The ensuing NTSB investigation concluded that the collapse occurred due to ″deficiencies in the State of Connecticut's bridge safety inspection and bridge maintenance program.″ They cited corrosion from water buildup due to inadequate drainage as a cause. During road mending some 10 years before, the highway drains had been deliberately blocked and the crew failed to unblock them when the road work was completed. Rainwater leaked down through the pin bearings, causing them to rust. The outer bearings were fracture-critical and non-redundant, a design flaw of this particular type of structure. The bearings were difficult to inspect close-up, although traces of rust could be seen near the affected bearings.

The incident was also blamed on inadequate inspection resources in the state of Connecticut. At the time of the disaster, the state had just 12 engineers, working in pairs, assigned to inspect 3,425 bridges. The collapse came despite the nationwide inspection procedures brought about by the collapse of the Silver Bridge in West Virginia in December 1967. The collapse also came as a surprise, considering the bridge underwent and allegedly passed a DOT inspection just nine months prior. After the collapse, one of the inspectors altered his notes, adding 20 additional notes to appear as if he had observed the problems with the bridge. He was found out because he made the additional notes with a finer pencil; due to his long record of good service, he was given one year of probation rather than fired. Also, on the weekend leading up to the collapse, residents had complained about an increase in strange noises and vibrations coming from the bridge, including what one resident described as being "like thousands of birds chirping," but no action was taken.

===Aftermath===
After the collapse, the almost 90,000 vehicles that used the bridge daily were diverted onto US-1 and local streets in Greenwich, causing the worst traffic problems the town had ever seen. The Town of Greenwich Health Department monitored the environmental impact, providing advice through the issuance of special bulletins to residents along the temporary routes. The interstate was not fully reopened until September, and then only with a temporary truss carrying two lanes of northbound traffic instead of the usual three. In total, final repairs cost over $20 million.

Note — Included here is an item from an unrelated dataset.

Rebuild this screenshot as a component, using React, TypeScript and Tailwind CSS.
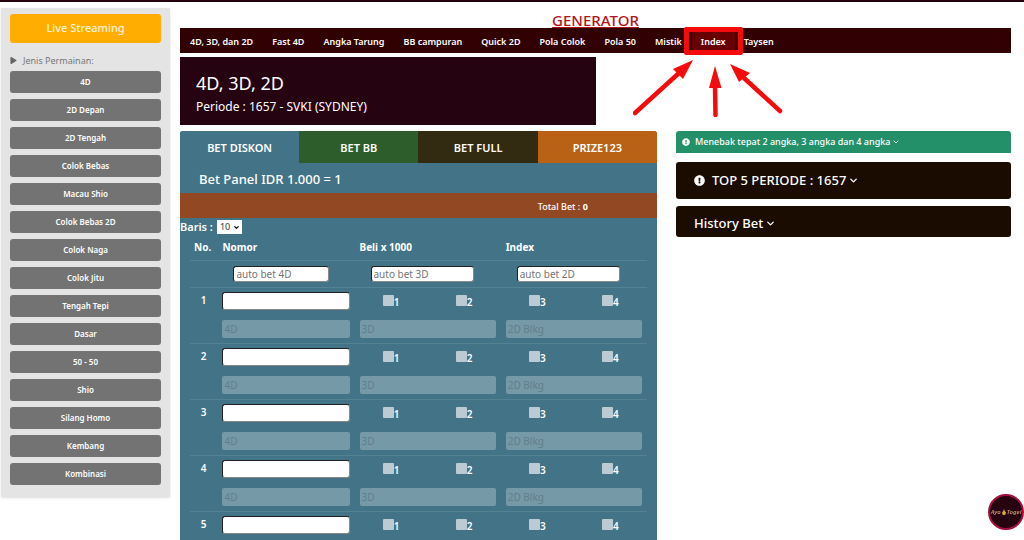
import React from 'react';
import { FaExclamationCircle, FaPlay } from 'react-icons/fa';
import { FiChevronDown } from 'react-icons/fi';

const games = [
  '4D',
  '2D Depan',
  '2D Tengah',
  'Colok Bebas',
  'Macau Shio',
  'Colok Bebas 2D',
  'Colok Naga',
  'Colok Jitu',
  'Tengah Tepi',
  'Dasar',
  '50 - 50',
  'Shio',
  'Silang Homo',
  'Kembang',
  'Kombinasi',
];

const navBefore = [
  '4D, 3D, dan 2D',
  'Fast 4D',
  'Angka Tarung',
  'BB campuran',
  'Quick 2D',
  'Pola Colok',
  'Pola 50',
  'Mistik',
];

const tabs = [
  { label: 'BET DISKON', color: 'bg-[#437387]' },
  { label: 'BET BB', color: 'bg-[#2c5d2b]' },
  { label: 'BET FULL', color: 'bg-[#322b12]' },
  { label: 'PRIZE123', color: 'bg-[#b96216]' },
];

const rows = [1, 2, 3, 4, 5];

const fieldClass =
  'block rounded-[3px] border border-t-[#222] border-l-[#222] border-r-[#888] border-b-[#888] bg-white text-gray-700 outline-none placeholder:text-[#757575]';

const disabledClass = 'block h-[18px] w-full rounded-[2px] bg-[#7699a8] px-0.5 placeholder:text-[#5f7f8c]';

function Sidebar() {
  return (
    <aside className="ml-px w-[169px] shrink-0 self-start bg-[#e4e4e4] px-[9px] pt-1.5 pb-3 shadow-sm">
      <button className="block h-[29px] w-full rounded-[3px] bg-[#ffad00] text-[11px] font-medium text-[#fff3d6]">
        Live Streaming
      </button>
      <div className="flex h-7 items-end gap-1.5 pb-1 text-[9px] leading-[13px] text-[#777]">
        <FaPlay className="mb-[3px] size-[7px] text-[#666]" />
        Jenis Permainan:
      </div>
      <div className="flex flex-col gap-1.5">
        {games.map((game) => (
          <button key={game} className="h-[22px] rounded-[3px] bg-[#737373] text-[8px] font-semibold text-white">
            {game}
          </button>
        ))}
      </div>
    </aside>
  );
}

function Arrows() {
  return (
    <svg
      className="pointer-events-none absolute top-full left-1/2 -translate-x-1/2"
      width="160"
      height="64"
      viewBox="0 0 160 64"
      fill="#f40c0c"
      stroke="#f40c0c"
      strokeLinecap="round"
    >
      <path d="M2 60L46 20" strokeWidth="4.5" />
      <path d="M60 7L40 16L50 26Z" stroke="none" />
      <path d="M82.500 62L82 32" strokeWidth="4.5" />
      <path d="M82 13L76 35H88.500Z" stroke="none" />
      <path d="M147 58L111 25" strokeWidth="4.5" />
      <path d="M97 11L106 29L117 20Z" stroke="none" />
    </svg>
  );
}

function NavBar() {
  return (
    <nav className="flex h-[25px] items-stretch bg-[#300002] pl-px text-[9px] font-semibold text-white">
      {navBefore.map((item) => (
        <a key={item} href="#" className="flex items-center pt-0.5 pr-2.5 pl-[9px] whitespace-nowrap">
          {item}
        </a>
      ))}
      <div className="relative flex">
        <a href="#" className="flex items-center bg-[#680003] px-[9px] pt-0.5">
          Index
        </a>
        <span className="pointer-events-none absolute -inset-x-2 -top-px -bottom-0.5 rounded-[2px] border-[5px] border-[#f40c0c]" />
        <Arrows />
      </div>
      <a href="#" className="flex items-center px-[9px] pt-0.5">
        Taysen
      </a>
    </nav>
  );
}

function BetTable() {
  return (
    <table className="w-full table-fixed text-[10px] text-white">
      <colgroup>
        <col className="w-[6%]" />
        <col className="w-[30%]" />
        <col className="w-[16%]" />
        <col className="w-[16%]" />
        <col className="w-[16%]" />
        <col className="w-[16%]" />
      </colgroup>
      <thead>
        <tr className="h-6 border-b border-[#548295]">
          <th className="px-1 text-left">No.</th>
          <th className="px-[5px] text-left">Nomor</th>
          <th colSpan={2} className="px-[5px] text-left">
            Beli x 1000
          </th>
          <th colSpan={2} className="px-[5px] text-left">
            Index
          </th>
        </tr>
      </thead>
      <tbody>
        <tr className="h-[27px] border-y border-[#548295]">
          <td />
          <td className="px-4">
            <input aria-label="auto bet 4D" placeholder="auto bet 4D" className={`${fieldClass} h-4 w-24 px-0.5`} />
          </td>
          <td colSpan={2} className="px-4">
            <input aria-label="auto bet 3D" placeholder="auto bet 3D" className={`${fieldClass} h-4 w-[103px] px-0.5`} />
          </td>
          <td colSpan={2} className="px-4">
            <input aria-label="auto bet 2D" placeholder="auto bet 2D" className={`${fieldClass} h-4 w-[103px] px-0.5`} />
          </td>
        </tr>
        {rows.map((row) => (
          <React.Fragment key={row}>
            <tr className="h-7">
              <td className="pb-0.5 text-center font-semibold">{row}</td>
              <td className="px-[5px]">
                <input aria-label={`Nomor ${row}`} className={`${fieldClass} h-[18px] w-full px-0.5`} />
              </td>
              {[1, 2, 3, 4].map((n) => (
                <td key={n} className="pb-0.5">
                  <label className="flex items-center justify-center font-semibold">
                    <input type="checkbox" className="size-[11px] appearance-none rounded-[1px] bg-[#bccbd3]" />
                    <span className="pt-1 leading-3">{n}</span>
                  </label>
                </td>
              ))}
            </tr>
            <tr className="h-7 border-b border-[#548295]">
              <td />
              <td className="px-[5px]">
                <input disabled aria-label={`4D ${row}`} placeholder="4D" className={disabledClass} />
              </td>
              <td colSpan={2} className="px-[5px]">
                <input disabled aria-label={`3D ${row}`} placeholder="3D" className={disabledClass} />
              </td>
              <td colSpan={2} className="px-[5px]">
                <input disabled aria-label={`2D Blkg ${row}`} placeholder="2D Blkg" className={disabledClass} />
              </td>
            </tr>
          </React.Fragment>
        ))}
      </tbody>
    </table>
  );
}

function BetPanel() {
  return (
    <section className="w-[57.4%] overflow-hidden rounded-t-[3px] bg-[#437387] text-white">
      <div className="grid h-8 grid-cols-4 text-[11px] font-semibold">
        {tabs.map((tab) => (
          <button key={tab.label} className={`${tab.color} pt-0.5`}>
            {tab.label}
          </button>
        ))}
      </div>
      <h2 className="flex h-[30px] items-center px-[19px] pt-1 text-[13px] font-medium">Bet Panel IDR 1.000 = 1</h2>
      <div className="flex h-[25px] items-center bg-[#924823] text-[9px] font-medium">
        <span className="ml-[75%] pt-0.5">
          Total Bet : <b>0</b>
        </span>
      </div>
      <div className="flex h-[18px] items-center gap-1 text-[11px] font-semibold">
        <label htmlFor="baris">Baris :</label>
        <span className="relative flex">
          <select id="baris" defaultValue="10" className="h-3.5 w-[25px] appearance-none bg-white pl-[3px] text-[9px] font-normal text-[#333]">
            <option>10</option>
            <option>20</option>
            <option>50</option>
          </select>
          <FiChevronDown strokeWidth={4} className="pointer-events-none absolute top-1 right-0.5 size-[7px] text-black" />
        </span>
      </div>
      <div className="px-2.5">
        <BetTable />
      </div>
    </section>
  );
}

function InfoColumn() {
  return (
    <aside className="flex-1 font-medium text-white">
      <button className="flex h-[22px] w-full items-center rounded-t-[3px] bg-[#23906a] px-1.5 text-[9px]">
        <FaExclamationCircle className="mr-[5px] size-2" />
        Menebak tepat 2 angka, 3 angka dan 4 angka
        <FiChevronDown strokeWidth={3} className="ml-0.5 size-2" />
      </button>
      <button className="mt-[9px] flex h-[37px] w-full items-center rounded-[3px] bg-[#1a0c00] px-[18px] text-[13px]">
        <FaExclamationCircle className="mr-[7px] size-[11px]" />
        TOP 5 PERIODE : 1657
        <FiChevronDown strokeWidth={3} className="ml-0.5 size-[11px]" />
      </button>
      <button className="mt-[7px] flex h-[31px] w-full items-center rounded-[3px] bg-[#1a0c00] px-[18px] pt-1 text-[13px]">
        History Bet
        <FiChevronDown strokeWidth={3} className="ml-0.5 size-[11px]" />
      </button>
    </aside>
  );
}

function App() {
  return (
    <div className="h-screen overflow-hidden bg-white font-['Noto_Sans',sans-serif]">
      <div className="h-0.5 bg-[#23030f]" />
      <div className="flex pt-1.5 pr-[13px]">
        <Sidebar />
        <main className="ml-2.5 min-w-0 flex-1">
          <h1 className="h-5 text-center text-[15px] leading-6 font-medium text-[#b3141b] underline">GENERATOR</h1>
          <NavBar />
          <header className="mt-1 h-[68px] w-1/2 bg-[#260311] px-4 pt-3.5 text-white">
            <h2 className="text-[18px] leading-6">4D, 3D, 2D</h2>
            <p className="text-[12px] leading-6">Periode : 1657 - SVKI (SYDNEY)</p>
          </header>
          <div className="mt-1.5 flex items-start gap-[19px]">
            <BetPanel />
            <InfoColumn />
          </div>
        </main>
      </div>
      <a
        href="#"
        className="fixed right-0 bottom-2.5 flex size-9 items-center justify-center rounded-full border-2 border-[#a60d3a] bg-[#250310] text-[6px] font-semibold text-[#c79a72] italic"
      >
        Ayo
        <svg className="size-1.5" viewBox="0 0 6 8" fill="#e0a23c">
          <path d="M3 0L4 2.500Q6 4 5.500 6Q5 8 3 8Q1 8 0.500 6Q0 4 2 2.500Z" />
        </svg>
        Togel
      </a>
    </div>
  );
}

export default App;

The Bridgeport & Port Jefferson Ferry, which operates out of Bridgeport roughly 25 mi east of the bridge and which had entered a new car and passenger ferry, the MV Grand Republic, into service three months prior to the collapse, saw a surge in ridership following the collapse, as many travelers traveling between Connecticut and Long Island found the ferry an attractive alternative to the traffic congestion caused by the collapse. Following the collapse, a temporary bridge span was installed and I-95 northbound was reopened to two lanes of traffic with a posted weight limit that restricted heavy trucks from using the bridge. The bridge was fully reopened in September 1983 when permanent repairs to the span were completed.

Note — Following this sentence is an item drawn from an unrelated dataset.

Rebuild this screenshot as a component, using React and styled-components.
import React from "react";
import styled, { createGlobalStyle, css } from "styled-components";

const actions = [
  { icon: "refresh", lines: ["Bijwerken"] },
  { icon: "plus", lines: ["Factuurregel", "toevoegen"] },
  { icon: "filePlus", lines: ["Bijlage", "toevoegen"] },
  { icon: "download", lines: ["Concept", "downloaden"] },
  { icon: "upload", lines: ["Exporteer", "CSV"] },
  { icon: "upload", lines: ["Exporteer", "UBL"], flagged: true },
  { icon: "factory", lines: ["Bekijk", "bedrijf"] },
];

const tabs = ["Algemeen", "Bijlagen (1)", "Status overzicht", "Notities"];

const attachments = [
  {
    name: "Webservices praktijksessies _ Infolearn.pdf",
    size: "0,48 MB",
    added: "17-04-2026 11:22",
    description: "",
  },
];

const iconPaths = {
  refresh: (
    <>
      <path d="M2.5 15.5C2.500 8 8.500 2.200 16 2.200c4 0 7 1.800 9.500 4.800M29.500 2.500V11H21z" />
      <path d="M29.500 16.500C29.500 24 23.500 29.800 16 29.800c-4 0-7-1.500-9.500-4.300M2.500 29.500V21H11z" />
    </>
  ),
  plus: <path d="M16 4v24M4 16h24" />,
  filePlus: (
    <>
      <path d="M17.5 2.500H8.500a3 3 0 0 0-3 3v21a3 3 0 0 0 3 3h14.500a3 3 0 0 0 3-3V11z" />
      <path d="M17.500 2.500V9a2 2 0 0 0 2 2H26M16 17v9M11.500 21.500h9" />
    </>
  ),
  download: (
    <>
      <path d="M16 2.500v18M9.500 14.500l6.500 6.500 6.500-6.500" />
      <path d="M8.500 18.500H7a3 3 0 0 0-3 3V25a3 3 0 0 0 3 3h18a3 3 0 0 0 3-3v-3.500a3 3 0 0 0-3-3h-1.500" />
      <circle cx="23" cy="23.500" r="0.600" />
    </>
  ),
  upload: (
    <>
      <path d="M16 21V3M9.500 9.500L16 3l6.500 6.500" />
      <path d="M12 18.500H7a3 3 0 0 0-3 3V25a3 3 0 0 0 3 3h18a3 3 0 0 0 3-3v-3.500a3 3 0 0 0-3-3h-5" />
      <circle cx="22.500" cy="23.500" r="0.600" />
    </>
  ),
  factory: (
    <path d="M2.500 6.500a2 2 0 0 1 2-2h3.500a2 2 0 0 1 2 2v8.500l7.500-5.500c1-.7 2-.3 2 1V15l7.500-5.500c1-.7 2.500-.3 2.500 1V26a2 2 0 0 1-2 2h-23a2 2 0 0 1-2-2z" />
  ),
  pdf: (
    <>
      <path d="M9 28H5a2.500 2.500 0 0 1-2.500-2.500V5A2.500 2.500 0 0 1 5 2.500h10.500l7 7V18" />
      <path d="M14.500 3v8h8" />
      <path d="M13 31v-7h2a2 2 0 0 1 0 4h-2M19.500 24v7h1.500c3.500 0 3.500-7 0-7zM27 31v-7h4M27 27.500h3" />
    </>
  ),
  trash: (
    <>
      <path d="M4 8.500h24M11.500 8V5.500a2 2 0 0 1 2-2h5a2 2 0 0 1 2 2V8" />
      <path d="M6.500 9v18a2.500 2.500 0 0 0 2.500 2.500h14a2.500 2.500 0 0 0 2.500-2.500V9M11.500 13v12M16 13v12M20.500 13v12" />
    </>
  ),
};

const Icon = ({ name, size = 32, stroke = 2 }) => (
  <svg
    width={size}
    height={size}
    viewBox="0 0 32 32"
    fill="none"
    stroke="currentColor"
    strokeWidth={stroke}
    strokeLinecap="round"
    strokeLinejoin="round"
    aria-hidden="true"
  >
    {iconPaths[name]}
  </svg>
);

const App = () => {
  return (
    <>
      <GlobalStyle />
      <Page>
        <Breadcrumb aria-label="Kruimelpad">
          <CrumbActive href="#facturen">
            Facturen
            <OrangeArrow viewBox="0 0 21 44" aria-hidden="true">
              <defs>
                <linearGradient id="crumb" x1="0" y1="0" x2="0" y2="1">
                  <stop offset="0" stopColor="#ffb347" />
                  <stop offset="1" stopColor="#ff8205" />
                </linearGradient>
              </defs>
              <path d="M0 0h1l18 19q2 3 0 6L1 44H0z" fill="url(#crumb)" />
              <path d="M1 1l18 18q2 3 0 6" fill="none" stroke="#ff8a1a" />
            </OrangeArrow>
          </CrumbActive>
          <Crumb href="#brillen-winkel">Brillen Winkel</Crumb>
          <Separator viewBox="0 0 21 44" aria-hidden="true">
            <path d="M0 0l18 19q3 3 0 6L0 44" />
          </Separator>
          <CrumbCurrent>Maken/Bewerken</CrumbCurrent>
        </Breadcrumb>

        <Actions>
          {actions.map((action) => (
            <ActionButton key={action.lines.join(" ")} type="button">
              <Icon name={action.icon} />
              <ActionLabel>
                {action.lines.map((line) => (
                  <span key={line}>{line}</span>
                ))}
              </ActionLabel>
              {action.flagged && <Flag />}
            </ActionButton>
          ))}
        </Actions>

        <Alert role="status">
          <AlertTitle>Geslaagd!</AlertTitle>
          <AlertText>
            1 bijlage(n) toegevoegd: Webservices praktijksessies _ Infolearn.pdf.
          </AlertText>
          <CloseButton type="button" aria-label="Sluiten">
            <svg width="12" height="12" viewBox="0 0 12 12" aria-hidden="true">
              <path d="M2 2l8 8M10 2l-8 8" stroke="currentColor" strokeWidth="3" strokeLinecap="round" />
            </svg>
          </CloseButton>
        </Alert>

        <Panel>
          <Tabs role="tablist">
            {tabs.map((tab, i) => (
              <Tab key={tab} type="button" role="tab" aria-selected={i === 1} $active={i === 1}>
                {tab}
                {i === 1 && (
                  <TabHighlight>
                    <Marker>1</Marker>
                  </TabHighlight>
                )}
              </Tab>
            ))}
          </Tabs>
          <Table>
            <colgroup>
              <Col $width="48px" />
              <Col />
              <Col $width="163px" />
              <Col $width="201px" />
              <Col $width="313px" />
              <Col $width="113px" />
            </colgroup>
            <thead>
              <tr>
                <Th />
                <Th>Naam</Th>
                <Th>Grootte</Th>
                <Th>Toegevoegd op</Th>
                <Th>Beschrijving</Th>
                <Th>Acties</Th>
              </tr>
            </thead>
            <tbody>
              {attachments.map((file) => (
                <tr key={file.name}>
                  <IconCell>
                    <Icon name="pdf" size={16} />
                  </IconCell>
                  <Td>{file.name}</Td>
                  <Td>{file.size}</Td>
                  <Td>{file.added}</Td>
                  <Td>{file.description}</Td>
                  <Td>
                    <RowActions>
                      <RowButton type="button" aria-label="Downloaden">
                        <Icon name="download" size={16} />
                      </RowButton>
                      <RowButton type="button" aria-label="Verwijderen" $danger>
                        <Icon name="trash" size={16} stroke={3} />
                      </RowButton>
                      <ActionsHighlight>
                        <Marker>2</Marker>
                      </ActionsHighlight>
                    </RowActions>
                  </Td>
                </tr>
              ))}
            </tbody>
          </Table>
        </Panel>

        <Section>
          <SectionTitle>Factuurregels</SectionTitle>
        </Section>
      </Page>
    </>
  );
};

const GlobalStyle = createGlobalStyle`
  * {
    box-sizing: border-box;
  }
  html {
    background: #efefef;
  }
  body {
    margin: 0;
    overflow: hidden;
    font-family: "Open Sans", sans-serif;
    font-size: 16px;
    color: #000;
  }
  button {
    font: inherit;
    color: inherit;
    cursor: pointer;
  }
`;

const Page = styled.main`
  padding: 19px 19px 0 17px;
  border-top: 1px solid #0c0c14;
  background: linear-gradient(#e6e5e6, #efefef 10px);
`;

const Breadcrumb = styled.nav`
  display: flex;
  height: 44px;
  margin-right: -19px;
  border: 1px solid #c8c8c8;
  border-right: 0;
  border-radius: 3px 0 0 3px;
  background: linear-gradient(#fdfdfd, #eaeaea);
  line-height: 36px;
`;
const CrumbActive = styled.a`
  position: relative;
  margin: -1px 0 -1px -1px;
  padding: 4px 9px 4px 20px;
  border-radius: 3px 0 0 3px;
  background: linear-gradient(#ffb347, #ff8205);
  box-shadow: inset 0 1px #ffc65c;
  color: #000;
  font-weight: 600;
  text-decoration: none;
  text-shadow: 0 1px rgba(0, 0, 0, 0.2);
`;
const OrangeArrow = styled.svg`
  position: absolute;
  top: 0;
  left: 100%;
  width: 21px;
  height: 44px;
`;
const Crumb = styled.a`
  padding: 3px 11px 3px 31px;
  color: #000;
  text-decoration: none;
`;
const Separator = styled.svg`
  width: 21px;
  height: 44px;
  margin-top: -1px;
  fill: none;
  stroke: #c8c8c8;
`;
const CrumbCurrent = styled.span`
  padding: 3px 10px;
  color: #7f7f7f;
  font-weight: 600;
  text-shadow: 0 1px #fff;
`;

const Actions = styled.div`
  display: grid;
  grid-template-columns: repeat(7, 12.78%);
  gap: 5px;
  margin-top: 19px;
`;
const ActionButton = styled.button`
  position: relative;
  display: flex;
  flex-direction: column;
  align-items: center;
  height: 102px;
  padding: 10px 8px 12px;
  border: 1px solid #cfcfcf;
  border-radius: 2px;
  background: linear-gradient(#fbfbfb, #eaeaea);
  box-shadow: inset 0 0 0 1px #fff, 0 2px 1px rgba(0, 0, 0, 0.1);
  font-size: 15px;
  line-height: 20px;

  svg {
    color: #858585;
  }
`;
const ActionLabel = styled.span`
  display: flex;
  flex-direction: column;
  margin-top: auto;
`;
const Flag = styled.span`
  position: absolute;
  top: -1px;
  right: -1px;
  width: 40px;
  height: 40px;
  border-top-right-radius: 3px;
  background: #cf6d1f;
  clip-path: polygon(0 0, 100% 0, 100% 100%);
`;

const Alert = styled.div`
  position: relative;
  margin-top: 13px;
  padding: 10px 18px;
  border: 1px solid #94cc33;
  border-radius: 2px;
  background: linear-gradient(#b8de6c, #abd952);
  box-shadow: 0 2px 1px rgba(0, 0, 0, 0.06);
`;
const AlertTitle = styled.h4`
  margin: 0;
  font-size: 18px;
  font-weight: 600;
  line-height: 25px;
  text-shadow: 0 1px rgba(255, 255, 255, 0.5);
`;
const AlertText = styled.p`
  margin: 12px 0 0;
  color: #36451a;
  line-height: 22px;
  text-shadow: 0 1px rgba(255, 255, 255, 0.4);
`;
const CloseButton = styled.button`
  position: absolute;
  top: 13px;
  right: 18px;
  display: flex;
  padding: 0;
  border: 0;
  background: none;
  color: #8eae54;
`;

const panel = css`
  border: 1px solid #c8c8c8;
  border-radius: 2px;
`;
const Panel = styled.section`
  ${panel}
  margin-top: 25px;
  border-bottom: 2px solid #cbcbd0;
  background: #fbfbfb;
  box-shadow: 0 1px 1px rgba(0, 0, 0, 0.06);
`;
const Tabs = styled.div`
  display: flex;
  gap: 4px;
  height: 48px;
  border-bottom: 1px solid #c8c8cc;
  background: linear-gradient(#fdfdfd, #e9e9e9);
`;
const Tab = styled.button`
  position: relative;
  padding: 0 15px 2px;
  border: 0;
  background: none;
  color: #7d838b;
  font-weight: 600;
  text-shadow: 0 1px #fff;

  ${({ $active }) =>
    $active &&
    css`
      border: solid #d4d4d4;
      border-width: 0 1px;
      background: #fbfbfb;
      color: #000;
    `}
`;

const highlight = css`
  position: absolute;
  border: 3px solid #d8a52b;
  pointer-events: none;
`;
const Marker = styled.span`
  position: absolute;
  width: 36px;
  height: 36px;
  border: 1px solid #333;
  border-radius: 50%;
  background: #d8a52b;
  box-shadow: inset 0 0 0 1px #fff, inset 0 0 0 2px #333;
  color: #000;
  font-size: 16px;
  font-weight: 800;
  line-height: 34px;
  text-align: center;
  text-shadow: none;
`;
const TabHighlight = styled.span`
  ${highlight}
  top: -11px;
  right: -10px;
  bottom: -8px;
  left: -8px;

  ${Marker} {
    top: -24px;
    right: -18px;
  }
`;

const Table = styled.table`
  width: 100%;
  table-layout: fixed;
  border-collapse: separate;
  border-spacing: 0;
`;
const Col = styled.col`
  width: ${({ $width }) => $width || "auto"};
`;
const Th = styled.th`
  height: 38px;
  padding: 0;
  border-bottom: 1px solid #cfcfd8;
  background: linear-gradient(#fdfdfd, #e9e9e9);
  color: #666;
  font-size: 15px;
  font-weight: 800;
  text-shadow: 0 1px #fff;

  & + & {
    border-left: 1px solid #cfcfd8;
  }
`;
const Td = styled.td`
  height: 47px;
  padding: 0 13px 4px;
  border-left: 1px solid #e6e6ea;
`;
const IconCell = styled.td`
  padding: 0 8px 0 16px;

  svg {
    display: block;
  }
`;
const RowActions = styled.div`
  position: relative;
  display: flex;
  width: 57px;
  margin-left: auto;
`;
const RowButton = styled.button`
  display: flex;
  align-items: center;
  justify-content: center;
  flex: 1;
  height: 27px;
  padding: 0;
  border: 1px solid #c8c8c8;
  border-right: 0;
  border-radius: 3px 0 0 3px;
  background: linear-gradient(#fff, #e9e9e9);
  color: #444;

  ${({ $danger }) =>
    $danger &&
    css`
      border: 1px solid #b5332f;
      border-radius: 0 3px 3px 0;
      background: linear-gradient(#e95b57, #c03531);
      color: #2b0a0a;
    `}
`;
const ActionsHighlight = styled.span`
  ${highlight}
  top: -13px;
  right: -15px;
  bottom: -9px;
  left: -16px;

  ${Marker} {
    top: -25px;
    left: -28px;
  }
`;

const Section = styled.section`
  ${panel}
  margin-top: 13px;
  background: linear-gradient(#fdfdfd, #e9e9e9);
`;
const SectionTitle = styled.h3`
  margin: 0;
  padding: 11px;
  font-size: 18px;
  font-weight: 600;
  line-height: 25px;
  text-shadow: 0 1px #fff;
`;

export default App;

The Mianus River Bridge was completely reconstructed in the late 1980s and early 1990s. Work included replacing all of the structural steel, rebuilding and expanding the bridge deck to accommodate a wider roadway, and repairing the bridge piers to extend their service life. The replacement span was completed in 1992 and eliminated the pin-and-hanger assemblies that caused the collapse of the original bridge. The new wider bridge also features full left- and right-hand shoulders, a feature absent from the old bridge. Many other bridges in Connecticut were also retrofitted after the collapse to prevent what happened to cause the bridge to collapse.

Governor William A. O'Neill afterward proposed a $5.5 billion transportation spending package to pay for rehabilitation and replacement of bridges and other transportation projects in Connecticut.

In 1992, the bridge was officially named the Michael L. Morano Bridge, after a state senator who represented nearby Greenwich.